• _PROBLEM TO SOLVE_
Quote every line of the material beneath this one.

^^^^

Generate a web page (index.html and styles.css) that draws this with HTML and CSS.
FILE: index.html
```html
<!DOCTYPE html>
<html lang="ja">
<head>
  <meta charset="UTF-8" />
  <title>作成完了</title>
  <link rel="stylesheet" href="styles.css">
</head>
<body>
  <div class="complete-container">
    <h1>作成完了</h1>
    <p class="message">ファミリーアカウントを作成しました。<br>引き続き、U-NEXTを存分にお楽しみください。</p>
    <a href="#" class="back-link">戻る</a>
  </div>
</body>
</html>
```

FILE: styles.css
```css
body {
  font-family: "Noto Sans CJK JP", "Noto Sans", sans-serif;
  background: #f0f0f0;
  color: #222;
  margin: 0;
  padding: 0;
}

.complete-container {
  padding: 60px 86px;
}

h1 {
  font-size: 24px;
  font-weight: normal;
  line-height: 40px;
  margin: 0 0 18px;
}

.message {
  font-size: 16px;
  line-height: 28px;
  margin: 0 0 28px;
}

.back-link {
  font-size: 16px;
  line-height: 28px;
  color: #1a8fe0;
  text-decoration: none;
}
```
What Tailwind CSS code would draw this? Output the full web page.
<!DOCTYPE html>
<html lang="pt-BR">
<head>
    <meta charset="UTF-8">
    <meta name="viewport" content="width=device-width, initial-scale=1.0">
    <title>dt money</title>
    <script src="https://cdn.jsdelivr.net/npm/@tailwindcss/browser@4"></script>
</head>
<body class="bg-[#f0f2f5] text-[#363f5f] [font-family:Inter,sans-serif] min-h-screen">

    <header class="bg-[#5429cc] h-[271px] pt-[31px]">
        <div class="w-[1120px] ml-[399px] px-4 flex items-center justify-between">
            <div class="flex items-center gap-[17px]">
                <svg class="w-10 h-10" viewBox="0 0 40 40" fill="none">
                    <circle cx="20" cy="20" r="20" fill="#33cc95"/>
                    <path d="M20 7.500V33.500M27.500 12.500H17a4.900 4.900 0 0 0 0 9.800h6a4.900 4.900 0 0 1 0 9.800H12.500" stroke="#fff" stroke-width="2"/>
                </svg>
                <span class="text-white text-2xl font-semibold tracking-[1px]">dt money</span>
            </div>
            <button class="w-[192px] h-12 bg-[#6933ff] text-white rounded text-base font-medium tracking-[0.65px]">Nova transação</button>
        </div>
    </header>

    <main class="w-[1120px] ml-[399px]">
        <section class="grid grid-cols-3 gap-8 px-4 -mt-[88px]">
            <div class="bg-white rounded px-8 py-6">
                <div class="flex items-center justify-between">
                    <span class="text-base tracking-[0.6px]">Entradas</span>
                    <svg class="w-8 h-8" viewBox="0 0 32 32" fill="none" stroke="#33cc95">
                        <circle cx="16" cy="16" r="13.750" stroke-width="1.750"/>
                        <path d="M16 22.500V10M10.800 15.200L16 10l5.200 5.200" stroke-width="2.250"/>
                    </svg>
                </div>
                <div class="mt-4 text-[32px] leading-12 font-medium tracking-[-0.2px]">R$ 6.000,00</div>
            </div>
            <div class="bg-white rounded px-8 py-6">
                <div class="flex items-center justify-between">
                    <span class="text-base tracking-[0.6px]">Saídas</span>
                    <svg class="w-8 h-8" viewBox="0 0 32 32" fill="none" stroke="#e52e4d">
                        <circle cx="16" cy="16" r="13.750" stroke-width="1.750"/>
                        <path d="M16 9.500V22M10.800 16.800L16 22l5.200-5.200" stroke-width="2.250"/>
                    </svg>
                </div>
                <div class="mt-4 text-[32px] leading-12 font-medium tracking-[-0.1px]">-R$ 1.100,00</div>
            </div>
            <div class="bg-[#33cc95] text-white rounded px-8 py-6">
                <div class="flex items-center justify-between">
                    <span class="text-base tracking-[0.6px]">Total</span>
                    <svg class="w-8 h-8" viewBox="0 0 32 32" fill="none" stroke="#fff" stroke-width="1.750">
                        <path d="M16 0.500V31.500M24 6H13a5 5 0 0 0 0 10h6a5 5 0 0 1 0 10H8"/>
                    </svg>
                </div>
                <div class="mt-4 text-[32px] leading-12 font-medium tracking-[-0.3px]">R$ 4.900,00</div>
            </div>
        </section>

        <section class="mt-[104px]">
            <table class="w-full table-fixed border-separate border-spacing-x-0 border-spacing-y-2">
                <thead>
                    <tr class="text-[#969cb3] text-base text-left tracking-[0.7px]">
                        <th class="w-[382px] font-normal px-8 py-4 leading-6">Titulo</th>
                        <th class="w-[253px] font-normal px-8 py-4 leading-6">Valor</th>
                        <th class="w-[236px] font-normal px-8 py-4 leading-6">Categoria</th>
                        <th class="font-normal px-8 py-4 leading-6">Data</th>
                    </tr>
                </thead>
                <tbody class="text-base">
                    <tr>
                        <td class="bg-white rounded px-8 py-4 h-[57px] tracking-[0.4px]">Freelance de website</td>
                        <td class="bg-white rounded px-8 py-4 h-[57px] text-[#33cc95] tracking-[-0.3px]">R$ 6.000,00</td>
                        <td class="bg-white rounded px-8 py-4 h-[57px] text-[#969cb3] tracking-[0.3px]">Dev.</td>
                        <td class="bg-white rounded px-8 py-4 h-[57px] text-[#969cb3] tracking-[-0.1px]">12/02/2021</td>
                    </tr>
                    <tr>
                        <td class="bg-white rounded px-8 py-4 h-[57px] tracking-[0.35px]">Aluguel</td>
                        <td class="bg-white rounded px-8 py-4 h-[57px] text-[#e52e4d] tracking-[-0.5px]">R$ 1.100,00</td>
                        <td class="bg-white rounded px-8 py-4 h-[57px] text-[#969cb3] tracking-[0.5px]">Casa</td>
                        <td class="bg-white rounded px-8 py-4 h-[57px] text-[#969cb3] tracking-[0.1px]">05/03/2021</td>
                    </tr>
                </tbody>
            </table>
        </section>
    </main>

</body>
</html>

^^^^

• _WRITTEN RESPONSE_
Generate a web page (index.html and styles.css) that draws this with HTML and CSS.
FILE: index.html
```html
<!DOCTYPE html>
<html lang="ja">
<head>
  <meta charset="UTF-8" />
  <title>作成完了</title>
  <link rel="stylesheet" href="styles.css">
</head>
<body>
  <div class="complete-container">
    <h1>作成完了</h1>
    <p class="message">ファミリーアカウントを作成しました。<br>引き続き、U-NEXTを存分にお楽しみください。</p>
    <a href="#" class="back-link">戻る</a>
  </div>
</body>
</html>
```

FILE: styles.css
```css
body {
  font-family: "Noto Sans CJK JP", "Noto Sans", sans-serif;
  background: #f0f0f0;
  color: #222;
  margin: 0;
  padding: 0;
}

.complete-container {
  padding: 60px 86px;
}

h1 {
  font-size: 24px;
  font-weight: normal;
  line-height: 40px;
  margin: 0 0 18px;
}

.message {
  font-size: 16px;
  line-height: 28px;
  margin: 0 0 28px;
}

.back-link {
  font-size: 16px;
  line-height: 28px;
  color: #1a8fe0;
  text-decoration: none;
}
```
What Tailwind CSS code would draw this? Output the full web page.
<!DOCTYPE html>
<html lang="pt-BR">
<head>
    <meta charset="UTF-8">
    <meta name="viewport" content="width=device-width, initial-scale=1.0">
    <title>dt money</title>
    <script src="https://cdn.jsdelivr.net/npm/@tailwindcss/browser@4"></script>
</head>
<body class="bg-[#f0f2f5] text-[#363f5f] [font-family:Inter,sans-serif] min-h-screen">

    <header class="bg-[#5429cc] h-[271px] pt-[31px]">
        <div class="w-[1120px] ml-[399px] px-4 flex items-center justify-between">
            <div class="flex items-center gap-[17px]">
                <svg class="w-10 h-10" viewBox="0 0 40 40" fill="none">
                    <circle cx="20" cy="20" r="20" fill="#33cc95"/>
                    <path d="M20 7.500V33.500M27.500 12.500H17a4.900 4.900 0 0 0 0 9.800h6a4.900 4.900 0 0 1 0 9.800H12.500" stroke="#fff" stroke-width="2"/>
                </svg>
                <span class="text-white text-2xl font-semibold tracking-[1px]">dt money</span>
            </div>
            <button class="w-[192px] h-12 bg-[#6933ff] text-white rounded text-base font-medium tracking-[0.65px]">Nova transação</button>
        </div>
    </header>

    <main class="w-[1120px] ml-[399px]">
        <section class="grid grid-cols-3 gap-8 px-4 -mt-[88px]">
            <div class="bg-white rounded px-8 py-6">
                <div class="flex items-center justify-between">
                    <span class="text-base tracking-[0.6px]">Entradas</span>
                    <svg class="w-8 h-8" viewBox="0 0 32 32" fill="none" stroke="#33cc95">
                        <circle cx="16" cy="16" r="13.750" stroke-width="1.750"/>
                        <path d="M16 22.500V10M10.800 15.200L16 10l5.200 5.200" stroke-width="2.250"/>
                    </svg>
                </div>
                <div class="mt-4 text-[32px] leading-12 font-medium tracking-[-0.2px]">R$ 6.000,00</div>
            </div>
            <div class="bg-white rounded px-8 py-6">
                <div class="flex items-center justify-between">
                    <span class="text-base tracking-[0.6px]">Saídas</span>
                    <svg class="w-8 h-8" viewBox="0 0 32 32" fill="none" stroke="#e52e4d">
                        <circle cx="16" cy="16" r="13.750" stroke-width="1.750"/>
                        <path d="M16 9.500V22M10.800 16.800L16 22l5.200-5.200" stroke-width="2.250"/>
                    </svg>
                </div>
                <div class="mt-4 text-[32px] leading-12 font-medium tracking-[-0.1px]">-R$ 1.100,00</div>
            </div>
            <div class="bg-[#33cc95] text-white rounded px-8 py-6">
                <div class="flex items-center justify-between">
                    <span class="text-base tracking-[0.6px]">Total</span>
                    <svg class="w-8 h-8" viewBox="0 0 32 32" fill="none" stroke="#fff" stroke-width="1.750">
                        <path d="M16 0.500V31.500M24 6H13a5 5 0 0 0 0 10h6a5 5 0 0 1 0 10H8"/>
                    </svg>
                </div>
                <div class="mt-4 text-[32px] leading-12 font-medium tracking-[-0.3px]">R$ 4.900,00</div>
            </div>
        </section>

        <section class="mt-[104px]">
            <table class="w-full table-fixed border-separate border-spacing-x-0 border-spacing-y-2">
                <thead>
                    <tr class="text-[#969cb3] text-base text-left tracking-[0.7px]">
                        <th class="w-[382px] font-normal px-8 py-4 leading-6">Titulo</th>
                        <th class="w-[253px] font-normal px-8 py-4 leading-6">Valor</th>
                        <th class="w-[236px] font-normal px-8 py-4 leading-6">Categoria</th>
                        <th class="font-normal px-8 py-4 leading-6">Data</th>
                    </tr>
                </thead>
                <tbody class="text-base">
                    <tr>
                        <td class="bg-white rounded px-8 py-4 h-[57px] tracking-[0.4px]">Freelance de website</td>
                        <td class="bg-white rounded px-8 py-4 h-[57px] text-[#33cc95] tracking-[-0.3px]">R$ 6.000,00</td>
                        <td class="bg-white rounded px-8 py-4 h-[57px] text-[#969cb3] tracking-[0.3px]">Dev.</td>
                        <td class="bg-white rounded px-8 py-4 h-[57px] text-[#969cb3] tracking-[-0.1px]">12/02/2021</td>
                    </tr>
                    <tr>
                        <td class="bg-white rounded px-8 py-4 h-[57px] tracking-[0.35px]">Aluguel</td>
                        <td class="bg-white rounded px-8 py-4 h-[57px] text-[#e52e4d] tracking-[-0.5px]">R$ 1.100,00</td>
                        <td class="bg-white rounded px-8 py-4 h-[57px] text-[#969cb3] tracking-[0.5px]">Casa</td>
                        <td class="bg-white rounded px-8 py-4 h-[57px] text-[#969cb3] tracking-[0.1px]">05/03/2021</td>
                    </tr>
                </tbody>
            </table>
        </section>
    </main>

</body>
</html>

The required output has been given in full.